Raw data
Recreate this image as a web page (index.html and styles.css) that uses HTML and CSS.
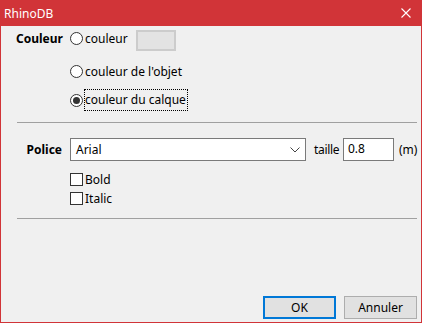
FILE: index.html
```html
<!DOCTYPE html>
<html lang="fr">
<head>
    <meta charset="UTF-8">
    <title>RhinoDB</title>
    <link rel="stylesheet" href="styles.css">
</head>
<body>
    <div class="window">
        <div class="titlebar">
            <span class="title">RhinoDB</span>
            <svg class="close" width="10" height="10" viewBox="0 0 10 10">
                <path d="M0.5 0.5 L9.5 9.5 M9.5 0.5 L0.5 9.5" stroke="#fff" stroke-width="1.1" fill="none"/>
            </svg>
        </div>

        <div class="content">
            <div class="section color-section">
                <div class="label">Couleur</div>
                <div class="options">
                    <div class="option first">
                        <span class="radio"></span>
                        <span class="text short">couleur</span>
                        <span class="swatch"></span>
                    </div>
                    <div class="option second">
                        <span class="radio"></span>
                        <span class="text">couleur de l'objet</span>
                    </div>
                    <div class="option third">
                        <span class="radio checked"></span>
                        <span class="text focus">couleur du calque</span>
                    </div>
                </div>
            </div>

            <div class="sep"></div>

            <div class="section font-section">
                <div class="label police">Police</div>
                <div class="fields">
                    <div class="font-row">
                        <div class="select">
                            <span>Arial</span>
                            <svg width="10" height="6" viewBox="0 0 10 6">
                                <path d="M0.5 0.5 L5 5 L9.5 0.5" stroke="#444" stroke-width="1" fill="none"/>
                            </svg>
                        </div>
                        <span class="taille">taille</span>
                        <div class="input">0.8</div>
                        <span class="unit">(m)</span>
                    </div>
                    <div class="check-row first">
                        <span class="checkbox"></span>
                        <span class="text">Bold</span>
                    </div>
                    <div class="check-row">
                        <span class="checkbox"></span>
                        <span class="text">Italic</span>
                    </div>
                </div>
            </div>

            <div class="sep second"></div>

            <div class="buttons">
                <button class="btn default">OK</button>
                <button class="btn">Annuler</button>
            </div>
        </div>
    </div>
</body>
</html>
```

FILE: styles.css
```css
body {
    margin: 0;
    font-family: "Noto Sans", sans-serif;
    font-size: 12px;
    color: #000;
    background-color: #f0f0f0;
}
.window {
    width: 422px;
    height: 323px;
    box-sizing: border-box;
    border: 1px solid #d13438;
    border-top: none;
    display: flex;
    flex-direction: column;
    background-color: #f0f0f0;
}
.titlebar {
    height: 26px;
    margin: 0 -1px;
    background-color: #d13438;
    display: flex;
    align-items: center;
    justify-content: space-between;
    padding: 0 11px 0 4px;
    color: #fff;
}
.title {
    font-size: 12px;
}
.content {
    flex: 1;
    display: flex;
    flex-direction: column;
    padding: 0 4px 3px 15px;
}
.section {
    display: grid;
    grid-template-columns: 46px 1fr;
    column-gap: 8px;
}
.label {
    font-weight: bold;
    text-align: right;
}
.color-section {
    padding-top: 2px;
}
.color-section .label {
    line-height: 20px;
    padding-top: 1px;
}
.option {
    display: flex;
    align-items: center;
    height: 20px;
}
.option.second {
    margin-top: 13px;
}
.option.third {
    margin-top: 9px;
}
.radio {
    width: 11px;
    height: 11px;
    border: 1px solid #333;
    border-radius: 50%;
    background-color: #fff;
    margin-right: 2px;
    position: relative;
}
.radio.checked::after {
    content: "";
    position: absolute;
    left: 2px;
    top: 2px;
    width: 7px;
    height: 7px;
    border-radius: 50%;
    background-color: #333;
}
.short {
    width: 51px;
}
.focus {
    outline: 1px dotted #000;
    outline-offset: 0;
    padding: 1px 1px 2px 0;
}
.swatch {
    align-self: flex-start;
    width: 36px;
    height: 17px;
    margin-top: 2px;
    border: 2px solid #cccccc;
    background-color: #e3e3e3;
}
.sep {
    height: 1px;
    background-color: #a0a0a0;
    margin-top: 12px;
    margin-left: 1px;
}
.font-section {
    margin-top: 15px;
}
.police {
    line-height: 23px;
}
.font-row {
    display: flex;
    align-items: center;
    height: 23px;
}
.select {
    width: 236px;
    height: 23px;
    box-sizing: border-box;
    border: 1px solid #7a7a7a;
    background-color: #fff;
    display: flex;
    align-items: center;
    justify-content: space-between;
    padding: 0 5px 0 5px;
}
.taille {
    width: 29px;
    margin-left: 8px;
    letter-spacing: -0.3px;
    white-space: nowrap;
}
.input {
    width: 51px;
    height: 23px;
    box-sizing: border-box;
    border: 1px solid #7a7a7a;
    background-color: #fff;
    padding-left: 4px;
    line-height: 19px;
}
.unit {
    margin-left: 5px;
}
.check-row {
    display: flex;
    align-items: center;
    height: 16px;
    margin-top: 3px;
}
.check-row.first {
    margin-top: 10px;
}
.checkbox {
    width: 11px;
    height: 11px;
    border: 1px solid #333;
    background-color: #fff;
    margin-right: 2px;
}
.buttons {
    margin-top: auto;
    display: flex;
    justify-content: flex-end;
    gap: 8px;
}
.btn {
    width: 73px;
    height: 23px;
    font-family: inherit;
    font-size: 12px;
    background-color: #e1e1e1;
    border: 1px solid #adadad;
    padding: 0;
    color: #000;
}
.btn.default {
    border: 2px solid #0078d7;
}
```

Written request
Copy every line of the data word for word, omitting the images.

Solution below
Recreate this image as a web page (index.html and styles.css) that uses HTML and CSS.
FILE: index.html
```html
<!DOCTYPE html>
<html lang="fr">
<head>
    <meta charset="UTF-8">
    <title>RhinoDB</title>
    <link rel="stylesheet" href="styles.css">
</head>
<body>
    <div class="window">
        <div class="titlebar">
            <span class="title">RhinoDB</span>
            <svg class="close" width="10" height="10" viewBox="0 0 10 10">
                <path d="M0.5 0.5 L9.5 9.5 M9.5 0.5 L0.5 9.5" stroke="#fff" stroke-width="1.1" fill="none"/>
            </svg>
        </div>

        <div class="content">
            <div class="section color-section">
                <div class="label">Couleur</div>
                <div class="options">
                    <div class="option first">
                        <span class="radio"></span>
                        <span class="text short">couleur</span>
                        <span class="swatch"></span>
                    </div>
                    <div class="option second">
                        <span class="radio"></span>
                        <span class="text">couleur de l'objet</span>
                    </div>
                    <div class="option third">
                        <span class="radio checked"></span>
                        <span class="text focus">couleur du calque</span>
                    </div>
                </div>
            </div>

            <div class="sep"></div>

            <div class="section font-section">
                <div class="label police">Police</div>
                <div class="fields">
                    <div class="font-row">
                        <div class="select">
                            <span>Arial</span>
                            <svg width="10" height="6" viewBox="0 0 10 6">
                                <path d="M0.5 0.5 L5 5 L9.5 0.5" stroke="#444" stroke-width="1" fill="none"/>
                            </svg>
                        </div>
                        <span class="taille">taille</span>
                        <div class="input">0.8</div>
                        <span class="unit">(m)</span>
                    </div>
                    <div class="check-row first">
                        <span class="checkbox"></span>
                        <span class="text">Bold</span>
                    </div>
                    <div class="check-row">
                        <span class="checkbox"></span>
                        <span class="text">Italic</span>
                    </div>
                </div>
            </div>

            <div class="sep second"></div>

            <div class="buttons">
                <button class="btn default">OK</button>
                <button class="btn">Annuler</button>
            </div>
        </div>
    </div>
</body>
</html>
```

FILE: styles.css
```css
body {
    margin: 0;
    font-family: "Noto Sans", sans-serif;
    font-size: 12px;
    color: #000;
    background-color: #f0f0f0;
}
.window {
    width: 422px;
    height: 323px;
    box-sizing: border-box;
    border: 1px solid #d13438;
    border-top: none;
    display: flex;
    flex-direction: column;
    background-color: #f0f0f0;
}
.titlebar {
    height: 26px;
    margin: 0 -1px;
    background-color: #d13438;
    display: flex;
    align-items: center;
    justify-content: space-between;
    padding: 0 11px 0 4px;
    color: #fff;
}
.title {
    font-size: 12px;
}
.content {
    flex: 1;
    display: flex;
    flex-direction: column;
    padding: 0 4px 3px 15px;
}
.section {
    display: grid;
    grid-template-columns: 46px 1fr;
    column-gap: 8px;
}
.label {
    font-weight: bold;
    text-align: right;
}
.color-section {
    padding-top: 2px;
}
.color-section .label {
    line-height: 20px;
    padding-top: 1px;
}
.option {
    display: flex;
    align-items: center;
    height: 20px;
}
.option.second {
    margin-top: 13px;
}
.option.third {
    margin-top: 9px;
}
.radio {
    width: 11px;
    height: 11px;
    border: 1px solid #333;
    border-radius: 50%;
    background-color: #fff;
    margin-right: 2px;
    position: relative;
}
.radio.checked::after {
    content: "";
    position: absolute;
    left: 2px;
    top: 2px;
    width: 7px;
    height: 7px;
    border-radius: 50%;
    background-color: #333;
}
.short {
    width: 51px;
}
.focus {
    outline: 1px dotted #000;
    outline-offset: 0;
    padding: 1px 1px 2px 0;
}
.swatch {
    align-self: flex-start;
    width: 36px;
    height: 17px;
    margin-top: 2px;
    border: 2px solid #cccccc;
    background-color: #e3e3e3;
}
.sep {
    height: 1px;
    background-color: #a0a0a0;
    margin-top: 12px;
    margin-left: 1px;
}
.font-section {
    margin-top: 15px;
}
.police {
    line-height: 23px;
}
.font-row {
    display: flex;
    align-items: center;
    height: 23px;
}
.select {
    width: 236px;
    height: 23px;
    box-sizing: border-box;
    border: 1px solid #7a7a7a;
    background-color: #fff;
    display: flex;
    align-items: center;
    justify-content: space-between;
    padding: 0 5px 0 5px;
}
.taille {
    width: 29px;
    margin-left: 8px;
    letter-spacing: -0.3px;
    white-space: nowrap;
}
.input {
    width: 51px;
    height: 23px;
    box-sizing: border-box;
    border: 1px solid #7a7a7a;
    background-color: #fff;
    padding-left: 4px;
    line-height: 19px;
}
.unit {
    margin-left: 5px;
}
.check-row {
    display: flex;
    align-items: center;
    height: 16px;
    margin-top: 3px;
}
.check-row.first {
    margin-top: 10px;
}
.checkbox {
    width: 11px;
    height: 11px;
    border: 1px solid #333;
    background-color: #fff;
    margin-right: 2px;
}
.buttons {
    margin-top: auto;
    display: flex;
    justify-content: flex-end;
    gap: 8px;
}
.btn {
    width: 73px;
    height: 23px;
    font-family: inherit;
    font-size: 12px;
    background-color: #e1e1e1;
    border: 1px solid #adadad;
    padding: 0;
    color: #000;
}
.btn.default {
    border: 2px solid #0078d7;
}
```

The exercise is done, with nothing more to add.